Let us say that I could write the integrand prettily, then there is still the issue of which point I should write the Taylor series expansion of the integrand about, given that it needs to be an accurate representation of the function about all points in the range of integration. Perhaps the infinite number of terms suffices here?
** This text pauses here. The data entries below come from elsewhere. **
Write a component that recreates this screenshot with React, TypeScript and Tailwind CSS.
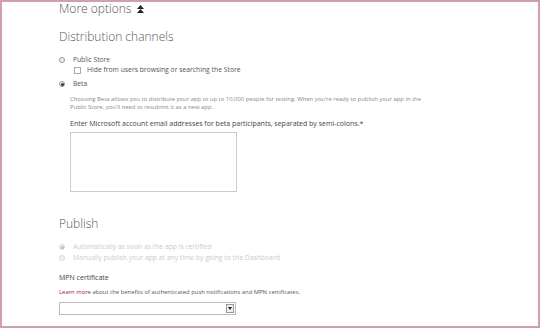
import React from 'react';

const Radio = ({ checked, disabled }: { checked?: boolean; disabled?: boolean }) => (
  <span
    className={`flex h-[6px] w-[6px] items-center justify-center rounded-full border ${
      disabled ? 'border-[#d8d8d8] bg-[#f4f4f4]' : 'border-[#9a9a9a] bg-[#eee]'
    }`}
  >
    {checked && <span className={`h-[3px] w-[3px] rounded-full ${disabled ? 'bg-[#bbb]' : 'bg-[#333]'}`} />}
  </span>
);

const App = () => {
  return (
    <div
      className="h-[328px] w-[540px] overflow-hidden border-2 border-[#cfa0a9] bg-white text-[#555]"
      style={{ fontFamily: '"Open Sans", "Liberation Sans", sans-serif' }}
    >
      <div className="flex flex-col pl-[57px]">
        <div className="mt-[-1px] flex items-center gap-[6px] text-[12px] font-light leading-[16px] text-[#555]">
          <span>More options</span>
          <svg width="7" height="9" viewBox="0 0 7 9" className="mt-[1px]">
            <path d="M3.5 0 L7 4 H0 Z" fill="#222" />
            <path d="M3.5 4 L7 8 H0 Z" fill="#222" />
          </svg>
        </div>

        <div className="mt-[12px] text-[12px] font-light leading-[16px] text-[#555]">Distribution channels</div>

        <div className="mt-[10px] flex items-center gap-[8px] text-[6.7px] leading-[10px]">
          <Radio />
          <span>Public Store</span>
        </div>
        <div className="flex items-center gap-[6px] pl-[15px] text-[6.8px] leading-[10px]">
          <span className="h-[7px] w-[7px] border border-[#aaa] bg-white" />
          <span>Hide from users browsing or searching the Store</span>
        </div>
        <div className="mt-[4px] flex items-center gap-[8px] text-[6.7px] leading-[10px]">
          <Radio checked />
          <span>Beta</span>
        </div>

        <div className="mt-[6px] pl-[11px] text-[5.9px] leading-[8px] text-[#888]">
          <p>
            Choosing Beta allows you to distribute your app to up to 10,000 people for testing. When you're ready to publish your app in the
          </p>
          <p>Public Store, you'll need to resubmit it as a new app.</p>
        </div>

        <div className="mt-[8px] pl-[11px] text-[7px] leading-[10px] text-[#444]">
          Enter Microsoft account email addresses for beta participants, separated by semi-colons.*
        </div>
        <div className="ml-[11px] mt-[3px] h-[60px] w-[167px] border border-[#ccc] bg-white" />

        <div className="mt-[24px] text-[12px] font-light leading-[16px] text-[#555]">Publish</div>

        <div className="mt-[10px] flex items-center gap-[8px] text-[6.8px] leading-[10px] text-[#ccc]">
          <Radio checked disabled />
          <span>Automatically as soon as the app is certified</span>
        </div>
        <div className="mt-[1px] flex items-center gap-[8px] text-[6.8px] leading-[10px] text-[#ccc]">
          <Radio disabled />
          <span>Manually publish your app at any time by going to the Dashboard</span>
        </div>

        <div className="mt-[10px] text-[7px] leading-[10px] text-[#444]">MPN certificate</div>
        <div className="mt-[4px] text-[5.9px] leading-[10px] text-[#555]">
          <span className="text-[#9b2335]">Learn more</span> about the benefits of authenticated push notifications and MPN certificates.
        </div>
        <div className="mt-[5px] flex h-[13px] w-[177px] items-stretch border border-[#bbb] bg-white">
          <div className="flex-1" />
          <div className="m-[1px] flex w-[8px] items-center justify-center border border-[#999] bg-[#eee]">
            <svg width="4" height="3" viewBox="0 0 4 3">
              <path d="M0 0 H4 L2 3 Z" fill="#222" />
            </svg>
          </div>
        </div>
      </div>
    </div>
  );
};

export default App;
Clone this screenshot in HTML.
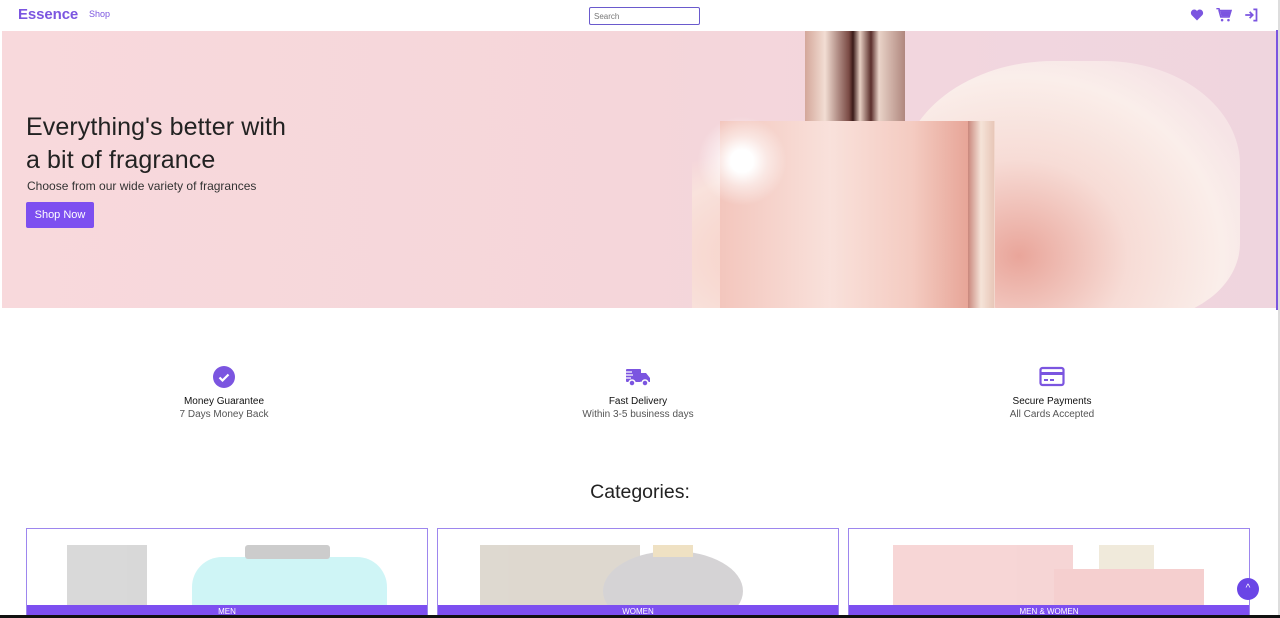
<!DOCTYPE html>
<html><head><meta charset="utf-8"><style>
*{margin:0;padding:0;box-sizing:border-box}
body{width:1280px;height:618px;overflow:hidden;background:#fff;font-family:"Liberation Sans",sans-serif;position:relative}
.nav{position:absolute;left:0;top:0;width:1280px;height:31px;background:#fff}
.logo{position:absolute;left:18px;top:6px;font-size:15px;color:#7b55e0;font-weight:bold;letter-spacing:-0.1px}
.shop{position:absolute;left:89px;top:9px;font-size:9px;color:#7b55e0}
.search{position:absolute;left:589px;top:7px;width:111px;height:18px;border:1px solid #6a5acd;border-radius:2px;font-size:8px;color:#777;padding:4px 4px}
.hero{position:absolute;left:2px;top:31px;width:1274px;height:277px;background:linear-gradient(90deg,#f8d9dc 0%,#f5d6da 50%,#f1d6df 80%,#efd5de 100%);overflow:hidden}
.rbar{position:absolute;left:1276px;top:30px;width:3px;height:280px;background:#7b55e0}
.rgrey{position:absolute;left:1278px;top:0;width:2px;height:618px;background:#ddd}
h1{position:absolute;left:26px;top:111px;font-size:25px;line-height:33px;font-weight:normal;color:#222;letter-spacing:0.1px}
.sub{position:absolute;left:27px;top:179px;font-size:12px;color:#333}
.btn{position:absolute;left:26px;top:202px;width:68px;height:26px;background:#7d4ff0;color:#fff;font-size:11px;border-radius:2px;text-align:center;line-height:26px}
.feat{position:absolute;width:200px;text-align:center}
.feat .t{font-size:10px;color:#111;margin-top:3px}
.feat .s{font-size:10px;color:#555;margin-top:2px}
.cat{position:absolute;left:0;width:1280px;top:481px;text-align:center;font-size:19.5px;color:#222}
.card{position:absolute;top:528px;width:402px;height:90px;border:1px solid #9d86ee;border-bottom:none;overflow:hidden;background:#fff}
.card .img{opacity:.75}
.lab{position:absolute;left:0;bottom:0;width:100%;height:13px;background:#7d4ff0;color:#fff;font-size:8px;text-align:center;line-height:13px}
.bottom{position:absolute;left:0;top:615px;width:1280px;height:3px;background:#111}
.up{position:absolute;left:1237px;top:578px;width:22px;height:22px;border-radius:50%;background:#6a45e6;color:#fff;font-size:10px;text-align:center;line-height:22px}
</style></head><body>
<div class="nav">
<div class="logo">Essence</div><div class="shop">Shop</div>
<div class="search">Search</div>
<svg style="position:absolute;left:1190px;top:9px" width="14" height="12" viewBox="0 0 24 22"><path d="M12 21 2 11C-1 7 2 1 7 1c2 0 4 1 5 3 1-2 3-3 5-3 5 0 8 6 5 10z" fill="#7b55e0"/></svg>
<svg style="position:absolute;left:1216px;top:8px" width="16" height="14" viewBox="0 0 24 22"><path d="M0 1h4l1 3h18l-3 10H7L4 3" fill="none" stroke="#7b55e0" stroke-width="2.5"/><path d="M6 5h16l-2.5 8H8z" fill="#7b55e0"/><circle cx="9" cy="19" r="2" fill="#7b55e0"/><circle cx="19" cy="19" r="2" fill="#7b55e0"/></svg>
<svg style="position:absolute;left:1244px;top:8px" width="15" height="14" viewBox="0 0 24 22"><path d="M2 11h12M9 6l5 5-5 5M15 2h5v18h-5" fill="none" stroke="#7b55e0" stroke-width="2.8"/></svg>
</div>
<div class="hero">
<div style="position:absolute;left:690px;top:110px;width:420px;height:190px;background:radial-gradient(ellipse at 40% 60%,#f4c3b8,#f9e2dc 60%,transparent 75%)"></div>
<div style="position:absolute;left:898px;top:30px;width:340px;height:260px;border-radius:45% 40% 30% 50%;background:radial-gradient(ellipse at 35% 75%,#e9a59a 0%,#f7dcd6 35%,#faeeea 65%,#f6e4e6 80%)"></div>
<div style="position:absolute;left:718px;top:90px;width:275px;height:190px;background:linear-gradient(90deg,#f3c6bd,#f9e1db 40%,#f4cbc1 70%,#e6a294 92%,#f2d8ce)"></div>
<div style="position:absolute;left:966px;top:90px;width:26px;height:190px;background:linear-gradient(90deg,#c9877c,#f5e3d8,#e8c7b8)"></div>
<div style="position:absolute;left:803px;top:0;width:100px;height:90px;background:linear-gradient(90deg,#d4a79a,#f2ddd3 20%,#7a4a44 44%,#3a1a18 48%,#e7cfc3 55%,#5a2e2a 66%,#e9d3c8 74%,#b0877e)"></div>
<div style="position:absolute;left:695px;top:85px;width:90px;height:90px;border-radius:50%;background:radial-gradient(circle,#fff 0%,#fff 18%,rgba(255,255,255,.5) 40%,transparent 70%)"></div>
</div>
<div class="rbar"></div><div class="rgrey"></div>
<h1>Everything's better with<br>a bit of fragrance</h1>
<div class="sub">Choose from our wide variety of fragrances</div>
<div class="btn">Shop Now</div>

<div class="feat" style="left:124px;top:366px">
<svg width="22" height="22" viewBox="0 0 22 22"><circle cx="11" cy="11" r="11" fill="#7b55e0"/><path d="M6.5 11.5l3 3 6-6" fill="none" stroke="#fff" stroke-width="2.2"/></svg>
<div class="t">Money Guarantee</div><div class="s">7 Days Money Back</div></div>
<div class="feat" style="left:538px;top:366px">
<svg width="28" height="22" viewBox="0 0 28 22"><rect x="2" y="3" width="15" height="13" rx="1" fill="#7b55e0"/><path d="M17 7h5l4 5v4h-9z" fill="#7b55e0"/><circle cx="8" cy="17" r="3" fill="#7b55e0" stroke="#fff" stroke-width="1.5"/><circle cx="21" cy="17" r="3" fill="#7b55e0" stroke="#fff" stroke-width="1.5"/><path d="M0 6h8M0 9h9M0 12h7" stroke="#fff" stroke-width="1.2"/></svg>
<div class="t">Fast Delivery</div><div class="s">Within 3-5 business days</div></div>
<div class="feat" style="left:952px;top:366px">
<svg width="26" height="22" viewBox="0 0 26 22"><rect x="1.5" y="2" width="23" height="17" rx="2" fill="none" stroke="#7b55e0" stroke-width="2.2"/><rect x="1.5" y="6" width="23" height="3" fill="#7b55e0"/><path d="M5 14h4M11 14h4" stroke="#7b55e0" stroke-width="2"/></svg>
<div class="t">Secure Payments</div><div class="s">All Cards Accepted</div></div>

<div class="cat">Categories:</div>
<div class="card" style="left:26px"><div class="img">
<div style="position:absolute;left:40px;top:16px;width:80px;height:70px;background:#ccc"></div>
<div style="position:absolute;left:165px;top:28px;width:195px;height:70px;border-radius:30px 30px 0 0;background:#bff2f4"></div>
<div style="position:absolute;left:218px;top:16px;width:85px;height:14px;background:#bbb;border-radius:3px"></div></div>
<div class="lab">MEN</div></div>
<div class="card" style="left:437px"><div class="img">
<div style="position:absolute;left:42px;top:16px;width:160px;height:70px;background:#d3ccc0"></div>
<div style="position:absolute;left:165px;top:22px;width:140px;height:80px;border-radius:50%;background:#c8c5c8"></div>
<div style="position:absolute;left:215px;top:16px;width:40px;height:12px;background:#ead8b0"></div></div>
<div class="lab">WOMEN</div></div>
<div class="card" style="left:848px"><div class="img">
<div style="position:absolute;left:44px;top:16px;width:180px;height:70px;background:#f4c8c8"></div>
<div style="position:absolute;left:205px;top:40px;width:150px;height:50px;background:#f2c0c0"></div>
<div style="position:absolute;left:250px;top:16px;width:55px;height:24px;background:#ece3d0"></div></div>
<div class="lab">MEN &amp; WOMEN</div></div>
<div class="up">&#94;</div>
<div class="bottom"></div>
</body></html>
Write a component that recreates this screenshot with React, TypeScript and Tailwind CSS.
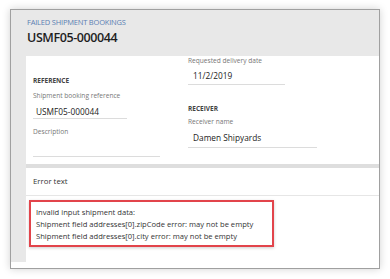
import React from "react";

export default function App() {
  const font = { fontFamily: '"Open Sans", "Noto Sans", sans-serif' };
  return (
    <div className="w-[390px] h-[279px] bg-white pt-[9px] pl-[10px]" style={font}>
      <div className="w-[370px] h-[260px] border border-[#a0a0a0] bg-white shadow-[0_0_8px_rgba(0,0,0,0.18)] flex flex-col">
        {/* header */}
        <div className="h-[46px] bg-[#e8e8e8] pl-[16px] pt-[7px] flex flex-col shrink-0">
          <div className="text-[7.5px] leading-[10px] text-[#5b7fb3] tracking-[-0.2px]">FAILED SHIPMENT BOOKINGS</div>
          <div className="text-[12.5px] leading-[18px] font-semibold text-[#1e1e1e] mt-[2px] tracking-[-0.4px]">USMF05-000044</div>
        </div>
        <div className="flex flex-row h-[206px] shrink-0">
          <div className="w-[15px] bg-[#e8e8e8] shrink-0" />
          <div className="flex-1 flex flex-col">
            {/* form section */}
            <div className="h-[108px] bg-white flex flex-row">
              <div className="w-[157px] pl-[7px] flex flex-col">
                <div className="mt-[20px] h-[10px] leading-[10px] text-[6.5px] font-bold text-[#444]">REFERENCE</div>
                <div className="mt-[5px] h-[10px] leading-[10px] text-[6.6px] text-[#777]">Shipment booking reference</div>
                <div className="mt-[4px] w-[94px] h-[14px] border-b border-[#dcdcdc] pl-[3px] pt-[1px] text-[8.3px] leading-[12px] text-[#222]">USMF05-000044</div>
                <div className="mt-[8px] h-[10px] leading-[10px] text-[6.6px] text-[#777]">Description</div>
                <div className="w-[127px] h-[20px] border-b border-[#dcdcdc]" />
              </div>
              <div className="flex-1 pl-[5px] flex flex-col">
                <div className="h-[10px] leading-[10px] text-[6.6px] text-[#777]">Requested delivery date</div>
                <div className="w-[97px] h-[19px] border-b border-[#dcdcdc] pl-[5px] pt-[3px] text-[8.3px] leading-[13px] text-[#222]">11/2/2019</div>
                <div className="mt-[19px] h-[10px] leading-[10px] text-[6.5px] font-bold text-[#444]">RECEIVER</div>
                <div className="mt-[3px] h-[10px] leading-[10px] text-[6.6px] text-[#777]">Receiver name</div>
                <div className="w-[129px] h-[21px] border-b border-[#dcdcdc] pl-[5px] pt-[4px] text-[8.3px] leading-[13px] text-[#222]">Damen Shipyards</div>
              </div>
            </div>
            {/* gray band */}
            <div className="h-[4px] bg-[#dedede] shrink-0" />
            {/* error section */}
            <div className="flex-1 bg-white flex flex-col">
              <div className="h-[28px] border-b border-[#e6e6e6] pl-[7px] flex items-center text-[7.8px] text-[#333]">Error text</div>
              <div className="ml-[3px] mt-[4px] w-[245px] h-[47px] border-2 border-[#e2444b] shadow-[0_1px_3px_rgba(0,0,0,0.2)] pl-[5px] pt-[4px] text-[7.6px] leading-[12px] text-[#333]">
                <div>Invalid input shipment data:</div>
                <div>Shipment field addresses[0].zipCode error: may not be empty</div>
                <div>Shipment field addresses[0].city error: may not be empty</div>
              </div>
            </div>
          </div>
        </div>
      </div>
    </div>
  );
}
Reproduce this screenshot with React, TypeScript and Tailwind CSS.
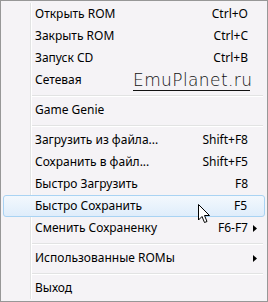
import React from "react";

type Item =
  | { kind: "item"; label: string; shortcut?: string; submenu?: boolean; hover?: boolean }
  | { kind: "sep" };

const items: Item[] = [
  { kind: "item", label: "Открыть ROM", shortcut: "Ctrl+O" },
  { kind: "item", label: "Закрыть ROM", shortcut: "Ctrl+C" },
  { kind: "item", label: "Запуск CD", shortcut: "Ctrl+B" },
  { kind: "item", label: "Сетевая" },
  { kind: "sep" },
  { kind: "item", label: "Game Genie" },
  { kind: "sep" },
  { kind: "item", label: "Загрузить из файла...", shortcut: "Shift+F8" },
  { kind: "item", label: "Сохранить в файл...", shortcut: "Shift+F5" },
  { kind: "item", label: "Быстро Загрузить", shortcut: "F8" },
  { kind: "item", label: "Быстро Сохранить", shortcut: "F5", hover: true },
  { kind: "item", label: "Сменить Сохраненку", shortcut: "F6-F7", submenu: true },
  { kind: "sep" },
  { kind: "item", label: "Использованные ROMы", submenu: true },
  { kind: "sep" },
  { kind: "item", label: "Выход" },
];

function Cursor() {
  return (
    <svg width="13" height="20" viewBox="0 0 13 20" className="absolute left-[194px] top-[8px]">
      <path
        d="M0.5 0.5 L0.5 16 L4 12.5 L6.5 18.5 L9 17.5 L6.5 11.5 L11.5 11.5 Z"
        fill="#fff"
        stroke="#000"
        strokeWidth="1"
      />
    </svg>
  );
}

export default function App() {
  return (
    <div className="w-[268px] h-[302px] bg-[#f5f3f6] border border-[#979797] p-[2px] relative font-['Noto_Sans',sans-serif] text-[12px] text-black">
      {/* gutter line */}
      <div className="absolute left-[29px] top-[2px] bottom-[2px] w-[2px] border-l border-l-[#e2e3e3] border-r border-r-white" />

      <div className="flex flex-col relative">
        {items.map((it, i) =>
          it.kind === "sep" ? (
            <div key={i} className="h-[8px] pl-[29px] pr-[2px] pt-[4px]">
              <div className="h-[2px] border-t border-t-[#e2e3e3] border-b border-b-white" />
            </div>
          ) : (
            <div
              key={i}
              className={
                "h-[22px] relative flex items-center rounded-[3px] " +
                (it.hover
                  ? "border border-[#a9d3f3] bg-gradient-to-b from-[#f3f8fd] to-[#dfedfb] pl-[31px]"
                  : "pl-[32px]")
              }
            >
              <span className="flex-1 leading-none">{it.label}</span>
              {it.shortcut && <span className="leading-none">{it.shortcut}</span>}
              <div className="w-[17px] flex pl-[5px]">
                {it.submenu && (
                  <svg width="4" height="7" viewBox="0 0 4 7">
                    <path d="M0 0 L4 3.5 L0 7 Z" fill="#000" />
                  </svg>
                )}
              </div>
              {it.hover && <Cursor />}
            </div>
          )
        )}
      </div>

      {/* watermark */}
      <div className="absolute left-[132px] top-[69px] w-[117px] border-b border-b-[#111] font-['DejaVu_Sans',sans-serif] font-extralight text-[17px] leading-[20px] text-[#111] tracking-[0.4px]">
        EmuPlanet.ru
      </div>
    </div>
  );
}
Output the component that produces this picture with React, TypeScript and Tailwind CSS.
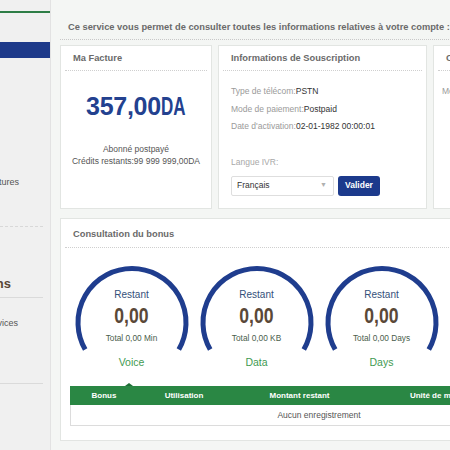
import React from "react";

function Gauge({ label, total }: { label: string; total: string }) {
  return (
    <div className="w-[125px] flex flex-col items-center">
      <div className="relative w-[116px] h-[90px]">
        <svg className="absolute inset-0" width="116" height="90" viewBox="0 0 116 90">
          <path
            d="M11.2 83.5 A54 54 0 1 1 104.8 83.5"
            fill="none"
            stroke="#1f3d8e"
            strokeWidth="5"
          />
        </svg>
        <div className="relative flex flex-col items-center pt-[22px]">
          <div className="text-[10px] leading-[14px] text-[#33507a]">Restant</div>
          <div className="text-[22px] leading-[26px] font-bold text-[#5a4838] scale-x-[0.8] mt-[1px]">0,00</div>
          <div className="text-[8.3px] leading-[12px] text-[#4a5e4c] mt-[3px]">{total}</div>
        </div>
      </div>
      <div className="text-[10.5px] leading-[14px] text-[#3f9a52] -mt-[1px]">{label}</div>
    </div>
  );
}

export default function App() {
  return (
    <div className="w-[450px] h-[450px] overflow-hidden flex bg-[#f4f6f4] font-['Liberation_Sans',Arial,sans-serif]">
      {/* Sidebar */}
      <div className="w-[51px] shrink-0 h-full bg-[#f0f0f0] border-r border-[#e2e2e2] flex flex-col">
        <div className="h-[11px]" />
        <div className="h-[2px] bg-[#2e7d46]" />
        <div className="h-[29px]" />
        <div className="h-[16px] bg-[#1e3a8a]" />
        <div className="h-[118px]" />
        <div className="w-[19px] flex justify-end whitespace-nowrap text-[9px] leading-[12px] text-[#555]">Factures</div>
        <div className="h-[38px]" />
        <div className="w-[43px] border-t border-dashed border-[#d8d8d8]" />
        <div className="h-[49px]" />
        <div className="w-[11px] flex justify-end whitespace-nowrap text-[13px] leading-[16px] font-bold text-[#5a4636]">Options</div>
        <div className="h-[5px]" />
        <div className="w-[43px] border-t border-[#dadada]" />
        <div className="h-[19px]" />
        <div className="w-[18px] flex justify-end whitespace-nowrap text-[9px] leading-[12px] text-[#555]">Services</div>
        <div className="h-[54px]" />
        <div className="w-[43px] border-t border-[#dadada]" />
      </div>

      {/* Main */}
      <div className="w-[640px] shrink-0 pl-[9px] flex flex-col">
        <div className="h-[40px] border-b border-dotted border-[#c8c8c8] flex items-end pb-[6px] pl-[8px]">
          <div className="whitespace-nowrap text-[9.3px] leading-[12px] font-bold text-[#6a6a6a]">
            Ce service vous permet de consulter toutes les informations relatives à votre compte : solde, bonus et factures
          </div>
        </div>

        {/* Cards row */}
        <div className="flex gap-[6px] mt-[5px]">
          {/* Ma Facture */}
          <div className="w-[152px] h-[164px] bg-white border border-[#e2e5e2] px-[4px] flex flex-col">
            <div className="h-[25px] border-b border-dotted border-[#cfcfcf] flex items-center pl-[8px] pt-[1px]">
              <span className="text-[9.3px] font-bold text-[#6a6a6a]">Ma Facture</span>
            </div>
            <div className="flex justify-center mt-[22px] text-[#23418f] font-bold">
              <span className="text-[25px] leading-[26px] tracking-[-0.3px]">357,00</span>
              <span className="text-[25px] leading-[26px] inline-block scale-x-[0.68] origin-left -mr-[11px]">DA</span>
            </div>
            <div className="mt-[24px] text-center text-[8.5px] leading-[12px] text-[#555]">
              <div>Abonné postpayé</div>
              <div>Crédits restants:99 999 999,00DA</div>
            </div>
          </div>

          {/* Informations de Souscription */}
          <div className="w-[209px] h-[164px] bg-white border border-[#e2e5e2] px-[4px] flex flex-col">
            <div className="h-[25px] border-b border-dotted border-[#cfcfcf] flex items-center pl-[8px] pt-[1px]">
              <span className="text-[9.3px] font-bold text-[#6a6a6a]">Informations de Souscription</span>
            </div>
            <div className="pl-[8px] mt-[12px] text-[8.5px] leading-[17.5px]">
              <div><span className="text-[#9a9a9a]">Type de télécom:</span><span className="text-[#333]">PSTN</span></div>
              <div><span className="text-[#9a9a9a]">Mode de paiement:</span><span className="text-[#333]">Postpaid</span></div>
              <div><span className="text-[#9a9a9a]">Date d'activation:</span><span className="text-[#333]">02-01-1982 00:00:01</span></div>
            </div>
            <div className="pl-[8px] mt-[20px] text-[8.5px] leading-[12px] text-[#a8a8a8]">Langue IVR:</div>
            <div className="pl-[8px] mt-[8px] flex gap-[4px]">
              <div className="w-[103px] h-[20px] border border-[#dedede] rounded-[2px] flex items-center justify-between pl-[5px] pr-[6px]">
                <span className="text-[8.5px] text-[#333]">Français</span>
                <span className="text-[7px] text-[#b0b0b0]">▼</span>
              </div>
              <div className="w-[42px] h-[20px] bg-[#1c3a8c] rounded-[3px] flex items-center justify-center">
                <span className="text-[8.5px] font-bold text-white">Valider</span>
              </div>
            </div>
          </div>

          {/* Third card */}
          <div className="w-[200px] h-[164px] bg-white border border-[#e2e5e2] px-[4px] flex flex-col">
            <div className="h-[25px] border-b border-dotted border-[#cfcfcf] flex items-center pl-[8px] pt-[1px]">
              <span className="text-[9.3px] font-bold text-[#6a6a6a]">Consommation</span>
            </div>
            <div className="pl-[4px] mt-[12px] text-[8.5px] leading-[17.5px] text-[#9a9a9a]">Montant:</div>
          </div>
        </div>

        {/* Bonus section */}
        <div className="mt-[9px] w-[560px] h-[223px] bg-white border border-[#e2e5e2] px-[4px] flex flex-col">
          <div className="h-[29px] border-b border-dotted border-[#cfcfcf] flex items-center pl-[8px] pt-[4px]">
            <span className="text-[9.3px] font-bold text-[#6a6a6a]">Consultation du bonus</span>
          </div>
          <div className="flex pl-[4px] mt-[18px]">
            <Gauge label="Voice" total="Total 0,00 Min" />
            <Gauge label="Data" total="Total 0,00 KB" />
            <Gauge label="Days" total="Total 0,00 Days" />
          </div>
          <div className="ml-[5px] mt-[14px] flex flex-col">
            <div className="h-[3px] pl-[55px]">
              <div className="w-0 h-0 border-l-[4px] border-r-[4px] border-b-[3px] border-l-transparent border-r-transparent border-b-[#1f6e36]" />
            </div>
            <div className="h-[19px] bg-[#2a8744] flex items-center text-[8px] font-bold text-white">
              <div className="w-[68px] text-center">Bonus</div>
              <div className="w-[92px] text-center">Utilisation</div>
              <div className="w-[139px] text-center">Montant restant</div>
              <div className="w-[144px] text-center">Unité de mesure</div>
            </div>
            <div className="h-[21px] border border-t-0 border-[#dcdcdc] w-[498px] flex items-center justify-center text-[8.5px] text-[#555]">
              Aucun enregistrement
            </div>
          </div>
        </div>
      </div>
    </div>
  );
}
Well, that about exhausts my meagre symbolic integration capacities. Note that I do not want to compute this numerically. Wolfram Alpha runs out of computation time when given the input: integrate exp(x^2)*(erf(x) - erf(a)) dx from a to b
However, when Wolfram Alpha is given the indefinite calculation: integrate exp(x^2)*(erf(x) - erf(a)) dx, it provides us with the result that uses hypergeometric functions, and the imaginary $\textrm{erf}$ function. It is easy to use the indefinite integral to compute the definite integral (Fundamental Theorem of Calculus), but I'd like to ask: if I didn't have Wolfram Alpha, and only pen and paper, how would I go about symbolically computing the indefinite integral?